• [GIVEN INSTRUCTION]
Repeat all of the material below exactly as written, images excluded.

• [DATASET EXCERPT]
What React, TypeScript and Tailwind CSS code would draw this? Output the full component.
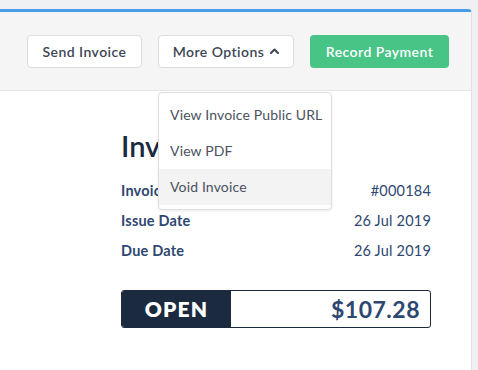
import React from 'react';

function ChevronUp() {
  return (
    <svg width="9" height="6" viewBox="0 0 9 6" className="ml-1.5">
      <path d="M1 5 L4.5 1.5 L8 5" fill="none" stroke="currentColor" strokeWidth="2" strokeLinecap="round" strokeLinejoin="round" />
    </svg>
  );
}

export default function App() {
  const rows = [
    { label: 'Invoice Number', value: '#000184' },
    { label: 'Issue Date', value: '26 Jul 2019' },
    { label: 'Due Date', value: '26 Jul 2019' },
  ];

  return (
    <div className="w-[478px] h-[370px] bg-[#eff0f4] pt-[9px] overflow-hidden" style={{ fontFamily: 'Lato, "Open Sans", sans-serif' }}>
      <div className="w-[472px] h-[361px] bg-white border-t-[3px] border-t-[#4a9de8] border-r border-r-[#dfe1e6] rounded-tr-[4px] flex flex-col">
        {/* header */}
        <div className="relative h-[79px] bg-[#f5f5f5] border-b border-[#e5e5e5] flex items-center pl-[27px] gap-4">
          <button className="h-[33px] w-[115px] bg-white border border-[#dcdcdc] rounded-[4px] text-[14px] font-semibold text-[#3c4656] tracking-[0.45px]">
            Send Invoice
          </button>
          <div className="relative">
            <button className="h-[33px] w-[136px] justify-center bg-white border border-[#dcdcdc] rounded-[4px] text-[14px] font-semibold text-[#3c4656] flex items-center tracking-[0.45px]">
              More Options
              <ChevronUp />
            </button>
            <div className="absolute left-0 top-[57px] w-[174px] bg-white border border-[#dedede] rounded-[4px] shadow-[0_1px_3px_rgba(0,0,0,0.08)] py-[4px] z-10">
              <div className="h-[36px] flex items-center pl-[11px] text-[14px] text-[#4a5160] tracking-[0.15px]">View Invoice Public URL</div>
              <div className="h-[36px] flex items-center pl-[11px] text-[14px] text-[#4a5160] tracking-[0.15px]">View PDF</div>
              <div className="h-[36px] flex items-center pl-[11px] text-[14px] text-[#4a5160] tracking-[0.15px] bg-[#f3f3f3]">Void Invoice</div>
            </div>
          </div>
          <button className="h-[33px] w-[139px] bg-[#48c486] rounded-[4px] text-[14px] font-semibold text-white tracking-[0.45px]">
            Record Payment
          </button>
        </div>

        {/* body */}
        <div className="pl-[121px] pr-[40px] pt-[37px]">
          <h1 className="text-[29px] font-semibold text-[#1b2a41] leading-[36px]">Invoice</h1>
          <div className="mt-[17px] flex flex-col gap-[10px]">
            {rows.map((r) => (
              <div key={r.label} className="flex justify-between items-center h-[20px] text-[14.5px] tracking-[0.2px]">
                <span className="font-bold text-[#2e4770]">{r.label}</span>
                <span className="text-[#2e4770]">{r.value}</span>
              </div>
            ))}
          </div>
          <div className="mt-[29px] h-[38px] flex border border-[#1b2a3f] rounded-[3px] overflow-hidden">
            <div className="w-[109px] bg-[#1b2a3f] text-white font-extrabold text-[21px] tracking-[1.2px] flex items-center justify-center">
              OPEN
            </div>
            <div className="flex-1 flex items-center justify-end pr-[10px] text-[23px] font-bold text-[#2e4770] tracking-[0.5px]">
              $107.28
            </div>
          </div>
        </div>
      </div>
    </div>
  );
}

• [SOLUTION TO THIS TASK]
What React, TypeScript and Tailwind CSS code would draw this? Output the full component.
import React from 'react';

function ChevronUp() {
  return (
    <svg width="9" height="6" viewBox="0 0 9 6" className="ml-1.5">
      <path d="M1 5 L4.5 1.5 L8 5" fill="none" stroke="currentColor" strokeWidth="2" strokeLinecap="round" strokeLinejoin="round" />
    </svg>
  );
}

export default function App() {
  const rows = [
    { label: 'Invoice Number', value: '#000184' },
    { label: 'Issue Date', value: '26 Jul 2019' },
    { label: 'Due Date', value: '26 Jul 2019' },
  ];

  return (
    <div className="w-[478px] h-[370px] bg-[#eff0f4] pt-[9px] overflow-hidden" style={{ fontFamily: 'Lato, "Open Sans", sans-serif' }}>
      <div className="w-[472px] h-[361px] bg-white border-t-[3px] border-t-[#4a9de8] border-r border-r-[#dfe1e6] rounded-tr-[4px] flex flex-col">
        {/* header */}
        <div className="relative h-[79px] bg-[#f5f5f5] border-b border-[#e5e5e5] flex items-center pl-[27px] gap-4">
          <button className="h-[33px] w-[115px] bg-white border border-[#dcdcdc] rounded-[4px] text-[14px] font-semibold text-[#3c4656] tracking-[0.45px]">
            Send Invoice
          </button>
          <div className="relative">
            <button className="h-[33px] w-[136px] justify-center bg-white border border-[#dcdcdc] rounded-[4px] text-[14px] font-semibold text-[#3c4656] flex items-center tracking-[0.45px]">
              More Options
              <ChevronUp />
            </button>
            <div className="absolute left-0 top-[57px] w-[174px] bg-white border border-[#dedede] rounded-[4px] shadow-[0_1px_3px_rgba(0,0,0,0.08)] py-[4px] z-10">
              <div className="h-[36px] flex items-center pl-[11px] text-[14px] text-[#4a5160] tracking-[0.15px]">View Invoice Public URL</div>
              <div className="h-[36px] flex items-center pl-[11px] text-[14px] text-[#4a5160] tracking-[0.15px]">View PDF</div>
              <div className="h-[36px] flex items-center pl-[11px] text-[14px] text-[#4a5160] tracking-[0.15px] bg-[#f3f3f3]">Void Invoice</div>
            </div>
          </div>
          <button className="h-[33px] w-[139px] bg-[#48c486] rounded-[4px] text-[14px] font-semibold text-white tracking-[0.45px]">
            Record Payment
          </button>
        </div>

        {/* body */}
        <div className="pl-[121px] pr-[40px] pt-[37px]">
          <h1 className="text-[29px] font-semibold text-[#1b2a41] leading-[36px]">Invoice</h1>
          <div className="mt-[17px] flex flex-col gap-[10px]">
            {rows.map((r) => (
              <div key={r.label} className="flex justify-between items-center h-[20px] text-[14.5px] tracking-[0.2px]">
                <span className="font-bold text-[#2e4770]">{r.label}</span>
                <span className="text-[#2e4770]">{r.value}</span>
              </div>
            ))}
          </div>
          <div className="mt-[29px] h-[38px] flex border border-[#1b2a3f] rounded-[3px] overflow-hidden">
            <div className="w-[109px] bg-[#1b2a3f] text-white font-extrabold text-[21px] tracking-[1.2px] flex items-center justify-center">
              OPEN
            </div>
            <div className="flex-1 flex items-center justify-end pr-[10px] text-[23px] font-bold text-[#2e4770] tracking-[0.5px]">
              $107.28
            </div>
          </div>
        </div>
      </div>
    </div>
  );
}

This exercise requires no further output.